**JOB:** Gather every line holding the string "React".

---

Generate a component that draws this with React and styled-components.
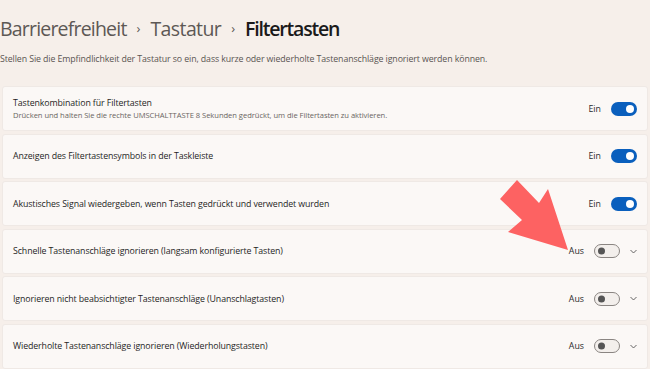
import React from "react";
import styled, { createGlobalStyle } from "styled-components";

const GlobalStyle = createGlobalStyle`
  html, body {
    margin: 0;
    padding: 0;
    background: #f6efea;
  }
  body {
    font-family: "Open Sans", "Noto Sans", sans-serif;
    color: #1b1b1b;
    overflow: hidden;
  }
`;

const Page = styled.div`
  position: relative;
  width: 650px;
  height: 369px;
  background: #f6efea;
  overflow: hidden;
`;

const Breadcrumb = styled.h1`
  display: flex;
  align-items: center;
  gap: 10px;
  margin: 0;
  padding: 13px 0 0 0;
  height: 30px;
  font-size: 19.5px;
  font-weight: 400;
`;

const Crumb = styled.span`
  color: ${(p) => (p.$current ? "#1a1a1a" : "#5d5855")};
  font-weight: ${(p) => (p.$current ? 600 : 400)};
  letter-spacing: ${(p) => p.$spacing};
`;

const Sep = styled.span`
  color: #5d5855;
  font-size: 13px;
`;

const Intro = styled.p`
  margin: 10px 0 0 0;
  font-size: 8.8px;
  color: #5a5552;
  letter-spacing: -0.1px;
`;

const List = styled.div`
  display: flex;
  flex-direction: column;
  gap: 2.6px;
  margin: 21px 2px 0 2px;
`;

const Card = styled.div`
  display: flex;
  align-items: center;
  height: 45px;
  padding: 0 10px;
  box-sizing: border-box;
  background: #fbf8f6;
  border: 1px solid #efe9e5;
  border-radius: 3px;
`;

const Text = styled.div`
  flex: 1;
  display: flex;
  flex-direction: column;
  gap: 1px;
`;

const Title = styled.div`
  font-size: 8.8px;
  color: #1f1f1f;
  letter-spacing: -0.1px;
`;

const Desc = styled.div`
  font-size: 7.6px;
  color: #6a6562;
  letter-spacing: -0.05px;
`;

const State = styled.span`
  font-size: 8.8px;
  color: #2a2a2a;
  margin-right: 10px;
`;

const Toggle = styled.span`
  position: relative;
  width: 26px;
  height: 14px;
  box-sizing: border-box;
  border-radius: 7px;
  background: ${(p) => (p.$on ? "#0a5fbd" : "#f3efec")};
  border: ${(p) => (p.$on ? "none" : "1px solid #8a8582")};

  &::after {
    content: "";
    position: absolute;
    top: 50%;
    transform: translateY(-50%);
    left: ${(p) => (p.$on ? "15px" : "3px")};
    width: ${(p) => (p.$on ? "8px" : "7px")};
    height: ${(p) => (p.$on ? "8px" : "7px")};
    border-radius: 50%;
    background: ${(p) => (p.$on ? "#ffffff" : "#555")};
  }
`;

const Chevron = styled.svg`
  margin-left: 10px;
  width: 7px;
  height: 5px;
`;

const Arrow = styled.svg`
  position: absolute;
  left: 0;
  top: 0;
  pointer-events: none;
`;

const rows = [
  {
    title: "Tastenkombination für Filtertasten",
    desc: "Drücken und halten Sie die rechte UMSCHALTTASTE 8 Sekunden gedrückt, um die Filtertasten zu aktivieren.",
    on: true,
  },
  { title: "Anzeigen des Filtertastensymbols in der Taskleiste", on: true },
  { title: "Akustisches Signal wiedergeben, wenn Tasten gedrückt und verwendet wurden", on: true },
  { title: "Schnelle Tastenanschläge ignorieren (langsam konfigurierte Tasten)", on: false, expand: true },
  { title: "Ignorieren nicht beabsichtigter Tastenanschläge (Unanschlagtasten)", on: false, expand: true },
  { title: "Wiederholte Tastenanschläge ignorieren (Wiederholungstasten)", on: false, expand: true },
];

export default function App() {
  return (
    <Page>
      <GlobalStyle />
      <Breadcrumb>
        <Crumb $spacing="-0.8px">Barrierefreiheit</Crumb>
        <Sep>›</Sep>
        <Crumb $spacing="-0.6px">Tastatur</Crumb>
        <Sep>›</Sep>
        <Crumb $current $spacing="-1.2px">Filtertasten</Crumb>
      </Breadcrumb>
      <Intro>
        Stellen Sie die Empfindlichkeit der Tastatur so ein, dass kurze oder wiederholte Tastenanschläge ignoriert werden können.
      </Intro>
      <List>
        {rows.map((r) => (
          <Card key={r.title}>
            <Text>
              <Title>{r.title}</Title>
              {r.desc && <Desc>{r.desc}</Desc>}
            </Text>
            <State>{r.on ? "Ein" : "Aus"}</State>
            <Toggle $on={r.on} />
            {r.expand && (
              <Chevron viewBox="0 0 7 5">
                <path d="M0.5 1 L3.5 4 L6.5 1" fill="none" stroke="#555" strokeWidth="0.9" />
              </Chevron>
            )}
          </Card>
        ))}
      </List>
      <Arrow width="650" height="369" viewBox="0 0 650 369">
        <polygon
          points="517,180 539,203 548,189 568,250 508,232 522,220 500,199"
          fill="#fd6262"
        />
      </Arrow>
    </Page>
  );
}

---

**WRITTEN REPLY:**
Generate a component that draws this with React and styled-components.
import React from "react";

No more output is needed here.